The volatile nature of world politics, coupled with the remaining undercurrents from the financial crash makes the business of wealth management a difficult science. Seeking expert investment advice is more relevant than ever, whatever the size of your wealth.
Global investment markets have experienced a great deal of turbulence over the past five years and whilst keeping in mind the last financial crisis was now nine years ago, global growth has been historically very low and certainly not assisted by global political unrest and geopolitical tensions. With all this in mind, how do clients look to invest their wealth whilst trying to mitigate against losses and make long term returns in the absence of meaningful returns from cash deposits?
We have seen one of the slowest economic recoveries on record. US GDP has grown just 12.3% from the fourth quarter of 2007 to the first quarter of 2017 which is an annualised growth rate of just 1.2%. Even these modest gains have not accrued to all equally. Orders for durable goods, a key indicator of broad consumer demand, have declined by 18% in real terms over the same period. In the UK, adjusting for inflation, average wages are actually 4% lower than they were in 2007. Youth unemployment remains incredibly high, in particular in Europe, where it stands at 18.7%, approximately double the total rate.
So how can investors find value?
Investors looking to seek wealth management advice from experts traditionally turn to independent financial advisers (IFAs), private bankers or investment managers for guidance on how to achieve their desired returns for a tolerable level of risk. I would say at this point that the advice we provide would typically be highly customised to an individual client’s circumstances. The world is complicated, people’s lives are complicated and making sense of currencies, countries, asset classes and where to place funds can be a daunting task. The role of an investment manager is to analyse and manage the potential return and risks of all opportunities, thereby planning for the future. This [analysis] is a daily task whether managing funds for individuals, institutions, pension assets or governments. The skill of matching the tolerance of a client with a tailored portfolio solution is as invaluable as it ever has been as a one size fits all approach does not work.

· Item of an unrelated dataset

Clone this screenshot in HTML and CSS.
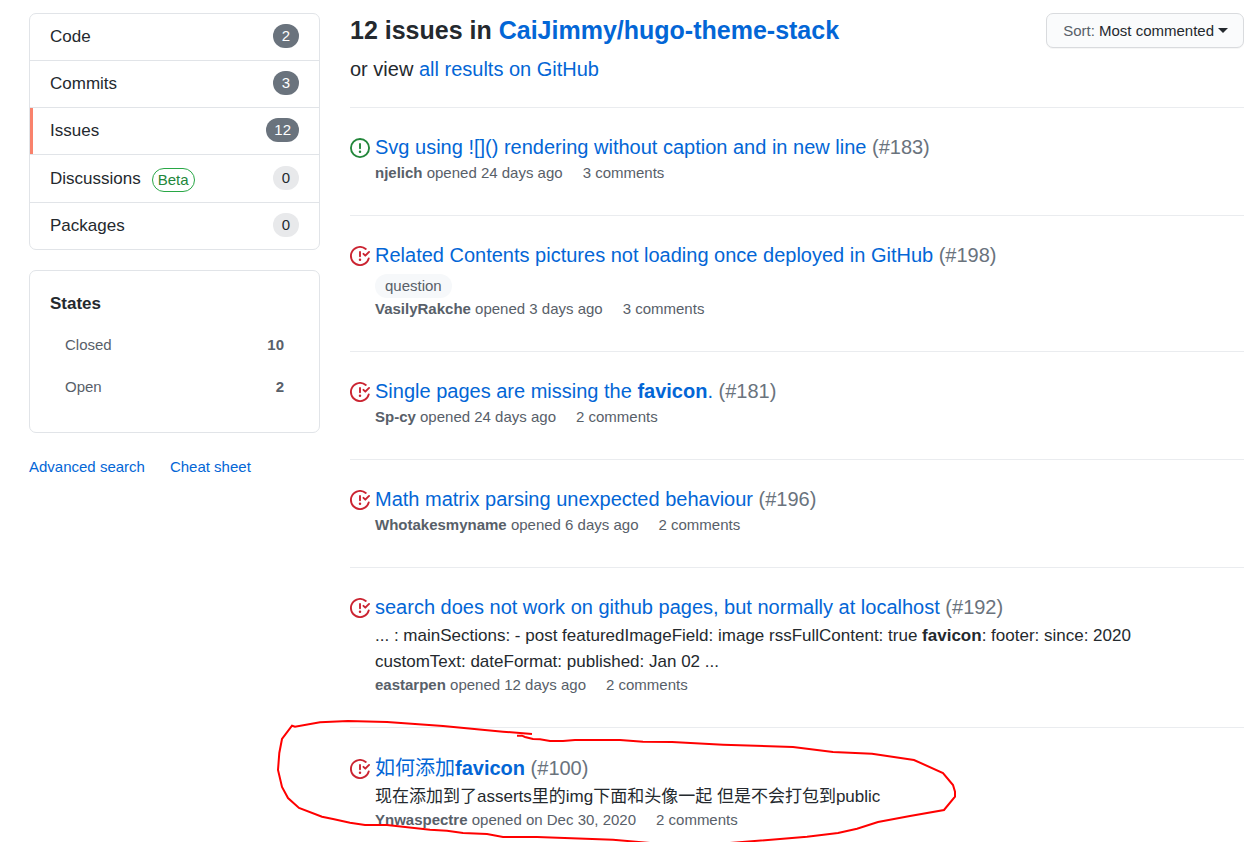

When analysing data on a macro level; global growth, inflation, employment alongside micro level for equities, fixed income (government and corporate), cash, property and alternatives, it is paramount to design an investment portfolio that delivers the expected returns for clients with varying risk levels. Typically risk averse clients will seek low volatility asset classes such as fixed income and cash in their base currency, while more adventurous clients will look for a combination of base and international currency exposure across more growth orientated assets such as equities. This asset class exposure can yield significantly different levels of risk and return whilst value and growth stocks also display differing risk and return characteristics. It is no coincidence that risk appears top of the agenda for most investors as this will dictate the assets used within a portfolio.
Navigating your way around this minefield, and the likely increase in volatility across different asset classes, will be key to maintaining and indeed growing one’s wealth in the years to come. A focus on income and steady returns with modest expectations, given the background of low interest rates, with the flexibility to remain nimble as market expectations change, will be the key to success.
However, there are solutions for all, whether you are looking to save £100 a month into a savings plan, you have an existing £50,000 pension pot or you have a nest egg of £1,000,000. Typically investors with in excess of £250,000 will benefit from a discretionary managed investment portfolio with regular face-to-face meetings to discuss strategy and returns whilst keeping the portfolio tailored for their financial goals.
By seeking professional investment advice, clients have the reassurance that the adviser they employ is properly regulated, qualified and has the necessary prerequisites in the disciplines the investor is looking to address.
The world is growing with an un-wielding amount of data and rapidly changing circumstances which require frequent analysis. For many investors this level of analysis is either impractical or just overwhelming and the need for expert advice is now more relevant than ever to ensure that investments are constantly aligned with the investor’s needs.